OLR Bill Analysis
AN ACT CONCERNING THE INTERSTATE PASSENGER CARRIER LAW.
This bill exempts certain professional drivers from coverage under the state's unemployment law. As exempted workers, these drivers would not accrue unemployment benefits for their service, and businesses using them are not required to pay unemployment taxes or meet the unemployment law's requirements, other than its record keeping requirements, for their service. The exemption applies to drivers under a contract with another party if the driver:
1. drives a vehicle that (a) can transport at least eight passengers, including the driver, and (b) has a gross vehicle weight rating over 6,000 pounds;
2. owns the vehicle or holds it under a “commercially reasonable” bona fide lease that is not with the contracting party or a related entity;
3. is paid based on factors that can include mileage-based rates, a percentage of any rate schedules, time spent driving, or a flat fee;
4. can refuse to work without consequence and can accept work from many contractors without consequence; and
5. is not considered an employee under the unemployment law's “ABC” test (see BACKGROUND).

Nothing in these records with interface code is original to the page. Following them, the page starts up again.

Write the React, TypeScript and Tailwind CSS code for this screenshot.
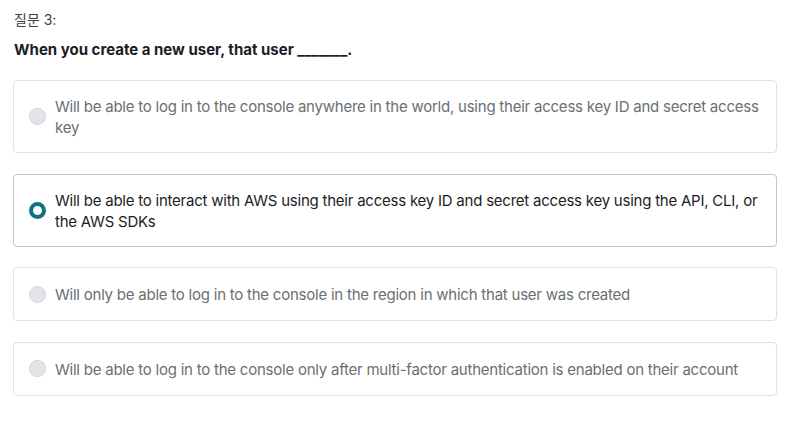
import React from 'react';

type Answer = {
  text: string;
  selected?: boolean;
};

const answers: Answer[] = [
  {
    text: 'Will be able to log in to the console anywhere in the world, using their access key ID and secret access key',
  },
  {
    text: 'Will be able to interact with AWS using their access key ID and secret access key using the API, CLI, or the AWS SDKs',
    selected: true,
  },
  {
    text: 'Will only be able to log in to the console in the region in which that user was created',
  },
  {
    text: 'Will be able to log in to the console only after multi-factor authentication is enabled on their account',
  },
];

const Radio = ({ selected }: { selected?: boolean }) =>
  selected ? (
    <span className="block h-[17px] w-[17px] shrink-0 rounded-full border-[4.5px] border-[#0f7282] bg-white" />
  ) : (
    <span className="block h-[17px] w-[17px] shrink-0 rounded-full border border-[#d1d2e0] bg-[#e3e4e7]" />
  );

export default function App() {
  return (
    <div className="min-h-[423px] bg-white pl-[13px] pt-[10px] font-['Inter','Noto_Sans_CJK_KR',sans-serif]">
      <div className="pl-[1px] text-[14px] leading-[20px] text-[#3e4143]">질문 3:</div>
      <div className="mt-[10px] pl-[1px] text-[15px] font-bold leading-[20px] text-[#1c1d1f]">
        When you create a new user, that user _______.
      </div>
      <div className="mt-[20px] flex w-[764px] flex-col gap-[20.5px]">
        {answers.map((a, i) => (
          <label
            key={i}
            className={`flex min-h-[54px] items-center gap-[9px] rounded-[4px] border bg-white py-[14px] pl-[15px] pr-[14px] ${
              a.selected ? 'border-[#c4c5c7]' : 'border-[#e0e1e3]'
            }`}
          >
            <Radio selected={a.selected} />
            <span
              className={`pt-[1px] text-[15px] leading-[21px] tracking-[-0.23px] ${
                a.selected ? 'text-[#1c1d1f]' : 'text-[#6a6f73]'
              }`}
            >
              {a.text}
            </span>
          </label>
        ))}
      </div>
    </div>
  );
}
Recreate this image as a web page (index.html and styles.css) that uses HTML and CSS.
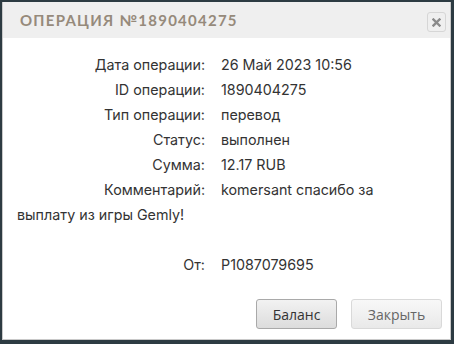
FILE: index.html
```html
<!DOCTYPE html>
<html lang="ru">
<head>
    <meta charset="UTF-8">
    <title>Операция №1890404275</title>
    <link rel="stylesheet" href="styles.css">
</head>
<body>
    <div class="dialog">
        <div class="dialog-header">
            <span class="dialog-title">Операция №1890404275</span>
            <button class="close-x" title="Закрыть">
                <svg width="9" height="9" viewBox="0 0 9 9">
                    <path d="M1.5 1.5 L7.5 7.5 M7.5 1.5 L1.5 7.5" stroke="#8a8a8a" stroke-width="2.4" stroke-linecap="square"/>
                </svg>
            </button>
        </div>
        <div class="dialog-body">
            <div class="row"><span class="label">Дата операции:</span>26 Май 2023 10:56</div>
            <div class="row"><span class="label">ID операции:</span>1890404275</div>
            <div class="row"><span class="label">Тип операции:</span>перевод</div>
            <div class="row"><span class="label">Статус:</span>выполнен</div>
            <div class="row"><span class="label">Сумма:</span>12.17 RUB</div>
            <div class="row"><span class="label">Комментарий:</span>komersant спасибо за выплату из игры Gemly!</div>
            <div class="row row-from"><span class="label">От:</span>P1087079695</div>
        </div>
        <div class="dialog-footer">
            <button class="button button-main">Баланс</button>
            <button class="button button-light">Закрыть</button>
        </div>
    </div>
</body>
</html>
```

FILE: styles.css
```css
body {
    margin: 0;
    padding: 2px 3px 4px 2px;
    background: #2d3b42;
    height: 344px;
    box-sizing: border-box;
}

.dialog {
    height: 100%;
    background: #fff;
    border: 1px solid #c9c9c9;
    border-top: none;
    box-sizing: border-box;
    display: flex;
    flex-direction: column;
}

.dialog-header {
    height: 36px;
    background: #efefef;
    display: flex;
    align-items: center;
    justify-content: space-between;
    padding: 0 4px 0 17px;
}

.dialog-title {
    font-family: "Lato", sans-serif;
    font-weight: 700;
    font-size: 15px;
    letter-spacing: 1.25px;
    text-transform: uppercase;
    color: #968a7b;
}

.close-x {
    width: 19px;
    height: 20px;
    padding: 0;
    margin-top: 4px;
    border: 1px solid #d6d6d6;
    border-radius: 3px;
    background: #efefef;
    display: flex;
    align-items: center;
    justify-content: center;
}

.dialog-body {
    flex: 1;
    padding: 14px 34px 0 14px;
    font-family: "Inter", sans-serif;
    font-size: 14.3px;
    line-height: 25px;
    color: #333;
}

.label {
    display: inline-block;
    width: 188px;
    margin-right: 16px;
    text-align: right;
}

.row-from {
    margin-top: 25px;
}

.dialog-footer {
    display: flex;
    justify-content: flex-end;
    gap: 14px;
    padding: 0 8px 10px 0;
}

.button {
    height: 30px;
    padding: 0 14px;
    border-radius: 3px;
    font-family: "Open Sans", sans-serif;
    font-size: 14px;
}

.button-main {
    width: 81px;
    color: #333;
    border: 1px solid #a9a9a9;
    background: linear-gradient(#f2f2f2, #dcdcdc);
}

.button-light {
    width: 91px;
    color: #666;
    border: 1px solid #d9d9d9;
    background: linear-gradient(#f8f8f8, #e9e9e9);
}
```
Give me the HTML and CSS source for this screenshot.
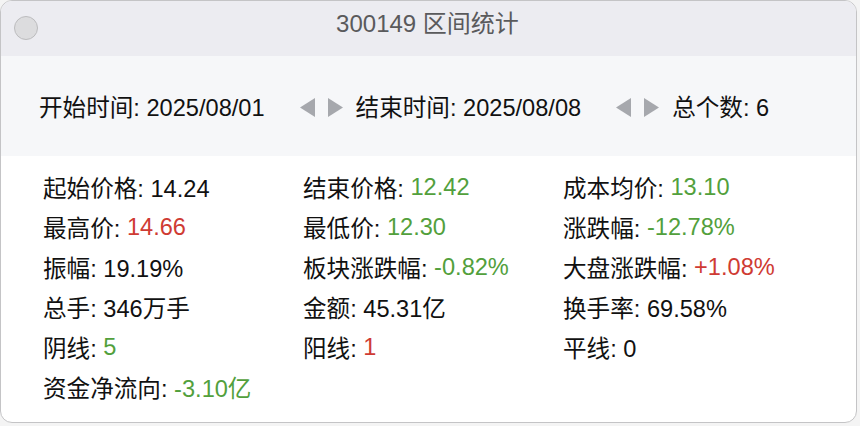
FILE: index.html
```html
<!DOCTYPE html>
<html lang="zh">
<head>
<meta charset="utf-8">
<title>300149 区间统计</title>
<link rel="stylesheet" href="styles.css">
</head>
<body>
<div class="window">
  <div class="titlebar">
    <span class="close"></span>
    <span class="title">300149 区间统计</span>
  </div>
  <div class="toolbar">
    <span class="field">开始时间: 2025/08/01</span>
    <span class="arrows">
      <svg class="arr" width="15" height="19" viewBox="0 0 15 19"><polygon points="15,0 15,19 0,9.5"/></svg>
      <svg class="arr" width="15" height="19" viewBox="0 0 15 19"><polygon points="0,0 0,19 15,9.5"/></svg>
    </span>
    <span class="field">结束时间: 2025/08/08</span>
    <span class="arrows">
      <svg class="arr" width="15" height="19" viewBox="0 0 15 19"><polygon points="15,0 15,19 0,9.5"/></svg>
      <svg class="arr" width="15" height="19" viewBox="0 0 15 19"><polygon points="0,0 0,19 15,9.5"/></svg>
    </span>
    <span class="field">总个数: 6</span>
  </div>
  <div class="stats">
    <div class="cell">起始价格: 14.24</div>
    <div class="cell">结束价格: <span class="down">12.42</span></div>
    <div class="cell">成本均价: <span class="down">13.10</span></div>
    <div class="cell">最高价: <span class="up">14.66</span></div>
    <div class="cell">最低价: <span class="down">12.30</span></div>
    <div class="cell">涨跌幅: <span class="down">-12.78%</span></div>
    <div class="cell">振幅: 19.19%</div>
    <div class="cell">板块涨跌幅: <span class="down">-0.82%</span></div>
    <div class="cell">大盘涨跌幅: <span class="up">+1.08%</span></div>
    <div class="cell">总手: 346万手</div>
    <div class="cell">金额: 45.31亿</div>
    <div class="cell">换手率: 69.58%</div>
    <div class="cell">阴线: <span class="down">5</span></div>
    <div class="cell">阳线: <span class="up">1</span></div>
    <div class="cell">平线: 0</div>
    <div class="cell">资金净流向: <span class="down">-3.10亿</span></div>
  </div>
</div>
</body>
</html>
```
FILE: styles.css
```css
html, body {
  margin: 0;
  padding: 0;
}
body {
  width: 860px;
  height: 426px;
  background: #f4f4f4;
  font-family: "Liberation Sans", "Noto Sans CJK SC", sans-serif;
  color: #111;
  overflow: hidden;
}
.window {
  box-sizing: border-box;
  width: 857px;
  height: 423px;
  border: 1px solid #c4c4c6;
  border-radius: 12px;
  background: #fff;
  overflow: hidden;
  display: flex;
  flex-direction: column;
}
.titlebar {
  height: 55px;
  flex: none;
  background: #ececf1;
  position: relative;
  display: flex;
  align-items: center;
  justify-content: center;
}
.close {
  position: absolute;
  left: 13px;
  top: 15px;
  width: 22px;
  height: 22px;
  border-radius: 50%;
  background: #dcdcde;
  border: 1px solid #bcbcbe;
}
.title {
  font-size: 24px;
  color: #5a5a5c;
  margin-top: -14px;
  margin-left: -2px;
}
.toolbar {
  height: 100px;
  flex: none;
  background: #f6f7f9;
  display: flex;
  align-items: center;
  padding-left: 38px;
  font-size: 23.6px;
}
.arrows {
  display: flex;
  gap: 13px;
  margin-left: 35px;
  margin-right: 13px;
  margin-top: 2px;
}
.arr {
  fill: #a6a8ad;
  display: block;
}
.stats {
  display: grid;
  grid-template-columns: 260px 260px 260px;
  grid-auto-rows: 40px;
  padding: 11px 0 0 42px;
  font-size: 23.6px;
}
.cell {
  display: flex;
  align-items: center;
  white-space: pre;
}
.up {
  color: #cf3b33;
}
.down {
  color: #52a03c;
}
```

When determining if a driver meets the ABC test, the bill prohibits the labor commissioner from considering a driver an employee solely because the driver chooses to perform services only for the contracting party.
Under the bill, commercially reasonable means the lease, loan, or loan guarantee for the driver's vehicle has terms equal to those typically available for a retail trucking equipment lease or purchase in the state.
The bill also prohibits the exemption from affecting any state income tax requirements.
EFFECTIVE DATE: October 1, 2017
Unemployment law presumes a worker to be an employer's employee unless the worker meets the ABC test's three requirements. The worker must be free from the employer's control and direction (part A); perform a service outside the employer's usual course of business or outside of all the employer's places of business (part B); and be customarily engaged in an independently established trade, occupation, profession, or business of the same nature as the service being performed for the employer (part C).
By law, a worker could fail to meet part C of the test if he or she provides services for only one employer. Workers who satisfy all three provisions of the ABC test are generally considered independent contractors exempt from the unemployment law.